Exhale slowly as you push the plate away from your body. Drive through your whole foot, keeping your heels pressed firmly into the platform. Your hips, knees, and ankles should all extend together in a controlled, steady motion. Keep pushing until your legs are nearly straight, but stop just short of fully locking out your knees. That slight bend at the top protects the joint from hyperextension, which can damage the ligaments and cartilage around the kneecap.

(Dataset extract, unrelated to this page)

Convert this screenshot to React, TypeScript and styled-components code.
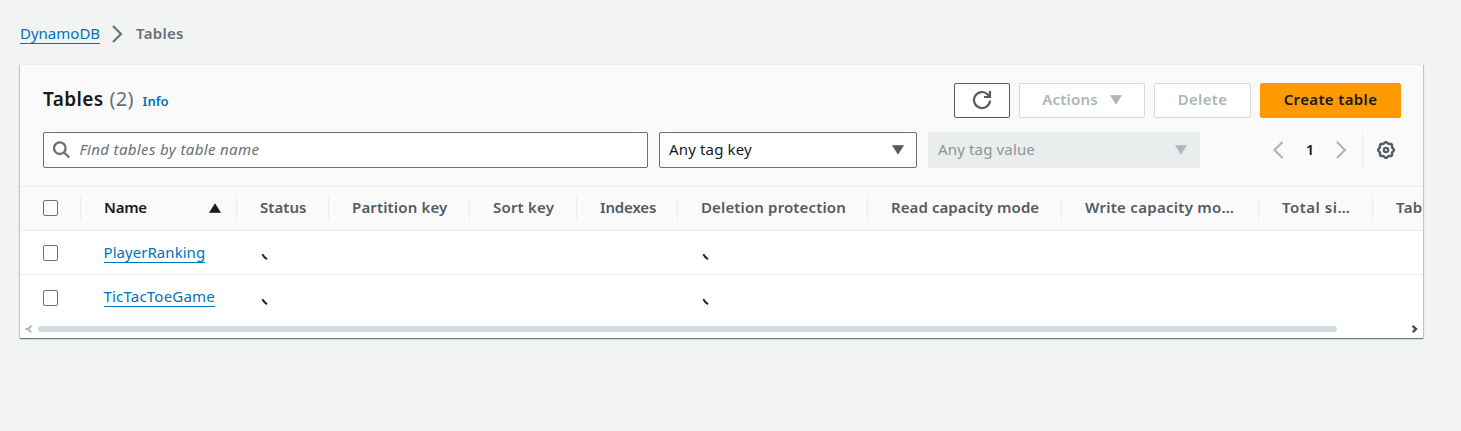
import React from "react";
import styled, { createGlobalStyle } from "styled-components";

const Global = createGlobalStyle`
  *{box-sizing:border-box}
  body{margin:0;background:#f2f3f3;font-family:"Noto Sans","Open Sans",sans-serif;font-size:15px;color:#16191f;overflow:hidden}
`;
const Page = styled.main`
  width: 1461px;
  height: 431px;
  padding: 20px 38px 0 20px;
`;
const Text = styled.span<{ $ls?: number; $lift?: number }>`
  display: inline-block;
  white-space: pre;
  letter-spacing: ${p => p.$ls ?? 0}px;
  padding-bottom: ${p => p.$lift ?? 0}px;
`;
const Crumbs = styled.nav`
  display: flex;
  align-items: center;
  height: 28px;
  line-height: 20px;
  color: #687078;
  svg { margin: 0 13px 0 12px; }
  b { font-weight: 600; }
`;
const Link = styled.a`
  display: inline-block;
  color: #0073bb;
  border-bottom: 1px solid #0073bb;
  line-height: 19px;
  height: 20px;
`;
const Card = styled.section`
  margin-top: 16px;
  width: 1403px;
  height: 274px;
  background: #fff;
  overflow: hidden;
  box-shadow: 0 1px 1px 0 rgba(0,28,36,.4), 1px 1px 1px 0 rgba(0,28,36,.15), -1px 1px 1px 0 rgba(0,28,36,.15);
`;
const Head = styled.header`
  height: 123px;
  background: #fafafa;
  border-top: 1px solid #eaeded;
  border-bottom: 1px solid #eaeded;
  padding: 18px 22px 0 23px;
`;
const TitleRow = styled.div`
  display: flex;
  height: 35px;
  align-items: center;
`;
const Title = styled.h2`
  margin: 0;
  padding-bottom: 1px;
  font-size: 19px;
  line-height: 24px;
  font-weight: 600;
  display: flex;
  align-items: baseline;
  flex: 1;
  i { font-style: normal; font-weight: 400; color: #687078; margin-left: 6px; font-size: 20px; }
  a { font-size: 13px; font-weight: 600; color: #0073bb; margin-left: 9px; }
`;
const Button = styled.button<{ $w: number; $kind?: "disabled" | "primary" }>`
  width: ${p => p.$w}px;
  height: 35px;
  margin-left: 9px;
  padding: 0;
  border-radius: 2px;
  display: flex;
  align-items: center;
  justify-content: center;
  font: 600 15px/20px "Noto Sans", sans-serif;
  border: 1px solid ${p => (p.$kind === "primary" ? "#ff9900" : p.$kind ? "#d5dbdb" : "#545b64")};
  background: ${p => (p.$kind === "primary" ? "#ff9900" : "#fff")};
  color: ${p => (p.$kind === "primary" ? "#16191f" : p.$kind ? "#aab7b8" : "#545b64")};
  svg { margin: ${p => (p.$kind ? "0 0 1px 12px" : "0 0 1px")}; }
`;
const FilterRow = styled.div`
  display: flex;
  height: 36px;
  margin-top: 14px;
  align-items: center;
`;
const Search = styled.div`
  display: flex;
  align-items: center;
  width: 605px;
  height: 36px;
  border: 1px solid #687078;
  border-radius: 2px;
  background: #fff;
  color: #687078;
  font-style: italic;
  padding-left: 9px;
  svg { margin-right: 8.5px; }
`;
const Select = styled.div<{ $w: number; $off?: boolean }>`
  display: flex;
  align-items: center;
  justify-content: space-between;
  width: ${p => p.$w}px;
  height: 36px;
  margin-left: 11px;
  padding: 0 12px 0 9px;
  border-radius: 2px;
  border: 1px solid ${p => (p.$off ? "#eaeded" : "#687078")};
  background: ${p => (p.$off ? "#eaeded" : "#fff")};
  color: ${p => (p.$off ? "#879596" : "#16191f")};
  svg { color: ${p => (p.$off ? "#aab7b8" : "#545b64")}; }
`;
const Pager = styled.div`
  display: flex;
  align-items: center;
  margin-left: auto;
  color: #aab7b8;
  b { font-weight: 600; color: #16191f; width: 46px; text-align: center; margin: 0 3px; font-size: 15px; padding-bottom: 2px; }
`;
const Prefs = styled.div`
  display: flex;
  align-items: center;
  height: 36px;
  border-left: 1px solid #eaeded;
  margin-left: 15px;
  padding: 0 6px 0 14px;
`;
const Row = styled.div<{ $h: number; $head?: boolean; $last?: boolean }>`
  display: grid;
  grid-template-columns: 61px 156px 92px 141px 107px 101px 190px 194px 197px 114px 50px;
  width: 1403px;
  height: ${p => p.$h}px;
  padding-top: ${p => (p.$head || p.$last ? 0 : 1)}px;
  background: ${p => (p.$head ? "#fafafa" : "#fff")};
  border-bottom: ${p => (p.$last ? 0 : 1)}px solid #eaeded;
  font-weight: ${p => (p.$head ? 600 : 400)};
  a { margin: 0 0 ${p => (p.$last ? 2 : 0)}px -0.5px; }
`;
const HCell = styled.div<{ $active?: boolean }>`
  display: flex;
  align-items: center;
  justify-content: space-between;
  height: 23px;
  margin-top: 10px;
  border-right: 1px solid #eaeded;
  padding: 0 15px 1px 23px;
  white-space: nowrap;
  color: ${p => (p.$active ? "#16191f" : "#545b64")};
  &:last-child { border: 0; padding-right: 0; }
`;
const Cell = styled.div`
  display: flex;
  align-items: center;
  padding-left: 23px;
`;
const Spin = styled(Cell)`
  padding: 8px 0 0 24px;
`;
const Check = styled.span`
  width: 15px;
  height: 16px;
  border: 1px solid #687078;
  border-radius: 2px;
  background: #fff;
  flex: none;
`;
const ScrollBar = styled.div`
  display: flex;
  align-items: center;
  height: 16px;
  padding: 0 5px;
`;
const Track = styled.div`
  flex: 1;
  padding-left: 5px;
`;
const Thumb = styled.div`
  width: 1299px;
  height: 6px;
  border-radius: 3px;
  background: #d1dbe3;
`;

const Tri = ({ up }: { up?: boolean }) => (
  <svg width="12" height="10" viewBox="0 0 12 10">
    <path d={up ? "M6 .8L11.5 9.5H.5Z" : "M.5.5h11L6 9.2Z"} fill="currentColor" stroke="currentColor" strokeWidth=".6" strokeLinejoin="round" />
  </svg>
);
const Chevron = ({ left }: { left?: boolean }) => (
  <svg width="11" height="18" viewBox="0 0 11 18" fill="none" stroke="currentColor" strokeWidth="2.2">
    <path d={left ? "M9.5 1L1.5 9l8 8" : "M1 1l8 8-8 8"} />
  </svg>
);
const Refresh = () => (
  <svg width="20" height="20" viewBox="0 0 20 20" fill="none" stroke="currentColor" strokeWidth="2.2">
    <path d="M18 10.5A8 8 0 1 1 15.6 4.3L17.5 6.2" />
    <path d="M18 1v6h-6" />
    <path d="M17.5 3.5v3h-3z" fill="currentColor" stroke="none" />
  </svg>
);
const gear = Array.from({ length: 65 }, (_, i) => {
  const a = (i / 64) * Math.PI * 2;
  const r = 7.3 + 0.7 * Math.cos(a * 8);
  return `${i ? "L" : "M"}${(9 + r * Math.cos(a)).toFixed(2)} ${(9 + r * Math.sin(a)).toFixed(2)}`;
}).join("") + "Z";
const Gear = () => (
  <svg width="18" height="18" viewBox="0 0 18 18" fill="none" stroke="#545b64" strokeWidth="2.4">
    <path d={gear} />
    <circle cx="9" cy="9" r="2.2" strokeWidth="2.2" />
  </svg>
);
const Tick = () => (
  <svg width="8" height="8" viewBox="0 0 8 8">
    <path d="M1.3 1.3Q2.8 4 6 6.2" stroke="#222" strokeWidth="2" fill="none" />
  </svg>
);
const ScrollArrow = ({ right }: { right?: boolean }) => (
  <svg width="8" height="8" viewBox="0 0 8 8" fill="none" stroke={right ? "#505050" : "#b5b5b5"} strokeWidth={right ? 2.4 : 2}>
    <path d={right ? "M2.5 .8L6 4 2.7 7.2" : "M6.5 .8L3 4l3 3.2M.5 4h3"} />
  </svg>
);

const columns: [string, number][] = [
  ["Status", 0.05], ["Partition key", 0.15], ["Sort key", 0.2], ["Indexes", -0.15], ["Deletion protection", 0.14],
  ["Read capacity mode", 0.08], ["Write capacity mo…", 0.28], ["Total si…", 0.5], ["Tab", 0.3],
];
const rows: [string, number][] = [["PlayerRanking", 0.05], ["TicTacToeGame", 0.2]];

export default function App() {
  return (
    <Page>
      <Global />
      <Crumbs>
        <Link><Text>DynamoDB</Text></Link>
        <Chevron />
        <b><Text $ls={0.3} $lift={3}>Tables</Text></b>
      </Crumbs>
      <Card>
        <Head>
          <TitleRow>
            <Title><Text $ls={0.4}>Tables</Text><i><Text $ls={0.2}>(2)</Text></i><a><Text>Info</Text></a></Title>
            <Button $w={56}><Refresh /></Button>
            <Button $w={126} $kind="disabled"><Text $ls={0.22} $lift={3}>Actions</Text><Tri /></Button>
            <Button $w={97} $kind="disabled"><Text $ls={0.3} $lift={3}>Delete</Text></Button>
            <Button $w={141} $kind="primary"><Text $ls={0.35} $lift={3}>Create table</Text></Button>
          </TitleRow>
          <FilterRow>
            <Search>
              <svg width="18" height="18" viewBox="0 0 18 18" fill="none" stroke="currentColor" strokeWidth="2.3"><circle cx="6.8" cy="7.2" r="5.8" /><path d="M11.1 11.5l5.2 5" /></svg>
              <Text $ls={0.36} $lift={2}>Find tables by table name</Text>
            </Search>
            <Select $w={258}><Text $ls={0.15} $lift={2}>Any tag key</Text><Tri /></Select>
            <Select $w={272} $off><Text $ls={0.15} $lift={2}>Any tag value</Text><Tri /></Select>
            <Pager>
              <Chevron left /><b>1</b><Chevron />
              <Prefs><Gear /></Prefs>
            </Pager>
          </FilterRow>
        </Head>
        <Row $h={44} $head>
          <HCell><Check /></HCell>
          <HCell $active><Text $ls={-0.25} $lift={2}>Name</Text><Tri up /></HCell>
          {columns.map(([c, s]) => <HCell key={c}><Text $ls={s} $lift={2}>{c}</Text></HCell>)}
        </Row>
        {rows.map(([n, s], i) => (
          <Row key={n} $h={i ? 46 : 44} $last={i === 1}>
            <Cell><Check /></Cell>
            <Cell><Link><Text $ls={s}>{n}</Text></Link></Cell>
            <Spin><Tick /></Spin>
            <Cell /><Cell /><Cell />
            <Spin><Tick /></Spin>
          </Row>
        ))}
        <ScrollBar><ScrollArrow /><Track><Thumb /></Track><ScrollArrow right /></ScrollBar>
      </Card>
    </Page>
  );
}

Inhale as you reverse the movement, allowing the plate to travel back toward you in a controlled manner. Lower until your knees return to about 90 degrees of bend. Don’t let gravity or the weight stack pull the plate back quickly. The return phase builds muscle just as effectively as the push, but only if you control the speed. One common cue: take about two seconds to press out and two to three seconds to return.

Muscles Worked

The seated leg press is primarily a quadriceps exercise. EMG research measuring muscle activation during leg press variations consistently shows that the inner and outer portions of the quadriceps (the vastus medialis and vastus lateralis) produce the highest activity levels, followed closely by the rectus femoris, the quad muscle that runs straight down the front of your thigh.

Your glutes and hamstrings contribute as secondary movers, particularly during the initial push out of the bottom position. Interestingly, the hamstrings actually increase their activation as your knees approach full extension, while the quads decrease theirs. Your calves play a small stabilizing role throughout. At higher intensities (around 80% of your max), placing your feet higher on the platform increases glute involvement, but the quads remain the dominant muscle group regardless of foot position.

How Foot Placement Changes the Exercise

Placing your feet lower on the platform increases quadriceps activation, making the exercise even more quad-dominant. A higher foot position shifts some of the work toward your glutes and hamstrings by increasing the degree of hip flexion at the bottom of each rep.

What about stance width? Research on this is surprisingly clear: variations in stance width and foot rotation (turning your toes outward, for example) do not meaningfully change overall muscle activation patterns. So while a wider stance might feel different, it’s not recruiting your inner thighs significantly more than a standard hip-width position. Stick with whatever width feels most natural and lets you press through a full range of motion without your knees caving inward.

Common Mistakes to Avoid

The three errors that cause the most problems on the seated leg press are all related to trying to move more weight than you can handle with good form.

  • Lifting your heels off the plate. When your heels rise, the load shifts to the balls of your feet and your knees track forward excessively. Keep your entire foot in contact with the platform throughout every rep.
  • Letting your lower back round off the pad. This typically happens at the bottom of the rep when the weight pulls your hips forward and your tailbone lifts off the seat. If this is happening, the seat is too close to the platform or the weight is too heavy. Your sacrum should stay glued to the backrest from start to finish.
  • Locking out your knees at the top. Full lockout transfers the entire load from your muscles to your joint structures. In extreme cases, this can cause the knee to hyperextend. Always keep a soft bend at the top of the movement.
  • Letting your thighs compress your ribcage. If your upper thighs press into your torso at the bottom of each rep, you lose the ability to brace your core and your lower back rounds. Adjust the seat back or reduce your range of motion slightly.
  • Using your hands to push your knees. If you need your arms to help move the weight, it’s too heavy. Your hands belong on the side handles, stabilizing your torso.

Sets, Reps, and Weight Selection

Your rep range should match your goal. For building muscle size, 3 to 4 sets of 8 to 12 reps at a moderate weight (roughly 60% to 80% of the heaviest single rep you could perform) is the standard range. For pure strength, heavier loads in the range of 1 to 5 reps per set with longer rest periods are more effective, though this approach is better suited to experienced lifters who already have solid technique.

If you’re new to the machine, start light. Pick a weight that lets you complete 12 reps with good form while the last two or three reps feel genuinely challenging. Add weight in small increments once you can complete all your planned reps without your form breaking down. The seated leg press is a machine exercise, which means the movement path is fixed and stable. That makes it a good choice for pushing close to fatigue without needing a spotter, but it doesn’t make sloppy reps any safer on your joints.

Rest 60 to 90 seconds between sets for hypertrophy work, or 2 to 3 minutes if you’re training with heavier loads for strength. Most people benefit from including the seated leg press after a compound free-weight movement like squats, using it to add training volume to the quads without the spinal loading that comes with a barbell on your back.